S&D Euro MPs: World leaders must keep their commitments and ratify the Paris climate agreement

S&D Euro MPs today called on the world leaders meeting over the weekend in Hangzhou in the framework of the G-20, to respect the commitments made during the COP 21 in Paris to fight climate change.
 
S&D Group president Gianni Pittella said:

"We are extremely concerned. The agreement signed in Paris last December risks remaining an empty shell. None of the most important nations responsible for the emission of CO2 have ratified the Paris agreement.

"World leaders must keep their commitments and promises. The Paris agreement was meant to be a game-changer. The agreement is not only important for the protection of our planet, it can also be a powerful catalyst to boost investment in the low carbon economy.

"We have a crucial meeting in Morocco in November to further implement measures to fight climate change. Governments must act now to avoid a fiasco."
 
S&D Group vice-president responsible for sustainable development Kathleen van Brempt added:

"While governments are stalling, alarming news continues to emerge about the state of our planet. According to recent international scientific data, 2015 was the hottest year on record and it looks like it will be surpassed by 2016. This will mean more droughts around the globe, an accelerated melting of the glaciers, a rise in fires and floods, and an intensification of climate migration. We call on governments to stick to their promises. There is no time to waste."

Notes to the editor:
Following intensive negotiations in Paris last December, the 196 states parties to the UN Framework Convention on Climate Change agreed a historic new global climate agreement.  The new agreement has as a target limiting global temperature well below 2C in comparison to pre-industrial levels while recognising the need to continue efforts to limit temperature increase to 1.5 degrees.
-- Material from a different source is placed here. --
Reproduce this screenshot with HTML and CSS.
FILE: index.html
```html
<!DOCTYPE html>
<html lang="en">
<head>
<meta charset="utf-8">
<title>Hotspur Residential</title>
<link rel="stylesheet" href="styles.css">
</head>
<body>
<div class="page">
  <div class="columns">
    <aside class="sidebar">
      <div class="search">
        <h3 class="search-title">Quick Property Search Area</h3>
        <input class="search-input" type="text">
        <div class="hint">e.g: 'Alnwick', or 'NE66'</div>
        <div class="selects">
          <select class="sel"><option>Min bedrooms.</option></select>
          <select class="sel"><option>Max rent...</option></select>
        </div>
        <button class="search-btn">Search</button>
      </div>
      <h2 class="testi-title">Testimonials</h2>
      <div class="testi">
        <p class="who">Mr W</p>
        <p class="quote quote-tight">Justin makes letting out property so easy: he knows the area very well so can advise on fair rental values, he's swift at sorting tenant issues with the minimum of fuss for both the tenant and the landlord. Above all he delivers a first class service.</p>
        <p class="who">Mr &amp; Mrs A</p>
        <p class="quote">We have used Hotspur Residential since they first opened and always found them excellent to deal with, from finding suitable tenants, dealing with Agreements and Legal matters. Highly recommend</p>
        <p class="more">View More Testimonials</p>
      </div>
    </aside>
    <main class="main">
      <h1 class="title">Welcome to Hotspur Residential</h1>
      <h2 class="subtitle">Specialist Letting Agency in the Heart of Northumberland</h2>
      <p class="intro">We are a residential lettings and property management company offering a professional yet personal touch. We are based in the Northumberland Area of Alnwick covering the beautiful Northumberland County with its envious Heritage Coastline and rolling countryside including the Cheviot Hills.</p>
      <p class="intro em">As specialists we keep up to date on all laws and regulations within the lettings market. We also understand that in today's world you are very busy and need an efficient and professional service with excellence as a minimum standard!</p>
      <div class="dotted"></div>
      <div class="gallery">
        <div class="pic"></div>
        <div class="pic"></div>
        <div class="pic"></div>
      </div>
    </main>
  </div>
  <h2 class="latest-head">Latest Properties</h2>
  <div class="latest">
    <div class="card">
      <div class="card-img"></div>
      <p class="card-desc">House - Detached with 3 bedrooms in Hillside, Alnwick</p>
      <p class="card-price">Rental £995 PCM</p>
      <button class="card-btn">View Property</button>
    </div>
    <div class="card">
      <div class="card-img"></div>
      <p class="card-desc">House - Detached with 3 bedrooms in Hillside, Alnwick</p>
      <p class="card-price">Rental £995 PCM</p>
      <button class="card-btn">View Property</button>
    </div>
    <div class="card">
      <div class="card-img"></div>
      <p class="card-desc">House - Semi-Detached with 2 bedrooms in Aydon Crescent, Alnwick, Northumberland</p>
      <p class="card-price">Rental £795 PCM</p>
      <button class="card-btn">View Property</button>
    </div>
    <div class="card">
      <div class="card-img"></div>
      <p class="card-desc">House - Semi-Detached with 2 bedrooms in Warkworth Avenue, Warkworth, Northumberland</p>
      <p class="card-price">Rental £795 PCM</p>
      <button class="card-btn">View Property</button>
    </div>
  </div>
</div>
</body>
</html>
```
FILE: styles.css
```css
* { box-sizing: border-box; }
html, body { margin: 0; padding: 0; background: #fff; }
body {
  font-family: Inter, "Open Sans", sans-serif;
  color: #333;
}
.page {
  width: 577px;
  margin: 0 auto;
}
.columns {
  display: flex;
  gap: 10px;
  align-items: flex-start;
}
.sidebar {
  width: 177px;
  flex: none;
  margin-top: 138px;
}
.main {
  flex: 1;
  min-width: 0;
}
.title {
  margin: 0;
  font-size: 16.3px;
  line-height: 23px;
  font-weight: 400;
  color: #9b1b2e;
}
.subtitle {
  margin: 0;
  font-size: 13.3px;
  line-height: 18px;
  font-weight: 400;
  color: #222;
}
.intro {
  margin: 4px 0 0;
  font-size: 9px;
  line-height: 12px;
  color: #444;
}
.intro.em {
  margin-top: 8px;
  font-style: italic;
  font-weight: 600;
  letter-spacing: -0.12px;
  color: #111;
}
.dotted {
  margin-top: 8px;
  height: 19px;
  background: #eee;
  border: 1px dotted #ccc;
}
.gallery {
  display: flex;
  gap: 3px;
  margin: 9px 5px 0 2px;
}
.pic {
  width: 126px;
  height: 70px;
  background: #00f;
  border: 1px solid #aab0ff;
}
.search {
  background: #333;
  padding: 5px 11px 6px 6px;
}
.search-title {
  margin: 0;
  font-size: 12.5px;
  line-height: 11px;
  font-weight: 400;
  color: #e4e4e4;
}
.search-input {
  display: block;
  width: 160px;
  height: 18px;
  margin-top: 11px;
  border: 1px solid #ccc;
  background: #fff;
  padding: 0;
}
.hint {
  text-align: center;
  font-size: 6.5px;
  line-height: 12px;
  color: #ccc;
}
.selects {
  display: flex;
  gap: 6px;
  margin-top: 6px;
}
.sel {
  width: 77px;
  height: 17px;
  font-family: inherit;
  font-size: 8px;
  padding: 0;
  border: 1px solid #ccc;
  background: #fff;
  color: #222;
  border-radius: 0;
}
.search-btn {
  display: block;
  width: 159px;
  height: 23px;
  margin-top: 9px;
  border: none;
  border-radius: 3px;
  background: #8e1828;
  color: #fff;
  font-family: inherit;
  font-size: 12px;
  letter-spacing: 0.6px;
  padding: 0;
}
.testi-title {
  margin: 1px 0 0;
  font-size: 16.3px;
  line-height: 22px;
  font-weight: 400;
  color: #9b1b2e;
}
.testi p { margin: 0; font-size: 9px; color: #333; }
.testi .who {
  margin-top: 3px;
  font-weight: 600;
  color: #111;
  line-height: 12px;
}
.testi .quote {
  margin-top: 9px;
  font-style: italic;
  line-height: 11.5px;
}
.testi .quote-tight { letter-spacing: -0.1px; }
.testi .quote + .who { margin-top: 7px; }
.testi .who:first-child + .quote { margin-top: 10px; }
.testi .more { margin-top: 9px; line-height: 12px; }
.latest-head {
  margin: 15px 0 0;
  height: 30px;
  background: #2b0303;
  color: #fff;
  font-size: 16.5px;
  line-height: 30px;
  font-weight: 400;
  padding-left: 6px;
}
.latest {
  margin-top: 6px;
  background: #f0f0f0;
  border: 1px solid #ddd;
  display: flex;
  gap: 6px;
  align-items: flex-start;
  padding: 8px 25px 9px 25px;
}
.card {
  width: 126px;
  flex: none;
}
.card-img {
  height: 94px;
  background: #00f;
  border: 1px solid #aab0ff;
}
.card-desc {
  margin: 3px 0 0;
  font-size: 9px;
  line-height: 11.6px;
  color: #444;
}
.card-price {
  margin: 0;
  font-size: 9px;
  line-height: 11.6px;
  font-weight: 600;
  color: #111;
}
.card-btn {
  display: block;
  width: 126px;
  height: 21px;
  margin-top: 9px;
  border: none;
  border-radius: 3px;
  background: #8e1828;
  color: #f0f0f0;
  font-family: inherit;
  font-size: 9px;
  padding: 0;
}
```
Moreover the agreement includes a long-term target of reaching greenhouse gas (GHG) emissions neutrality in the second half of the century as well as a 5-year review mechanism for the commitments of states. This review is key in order to allow for an increase of ambition in the immediate future so as to keep the world on track for the 2 degrees target (as current commitments lead to an increase of global temperature of 2.7 to 3 degrees).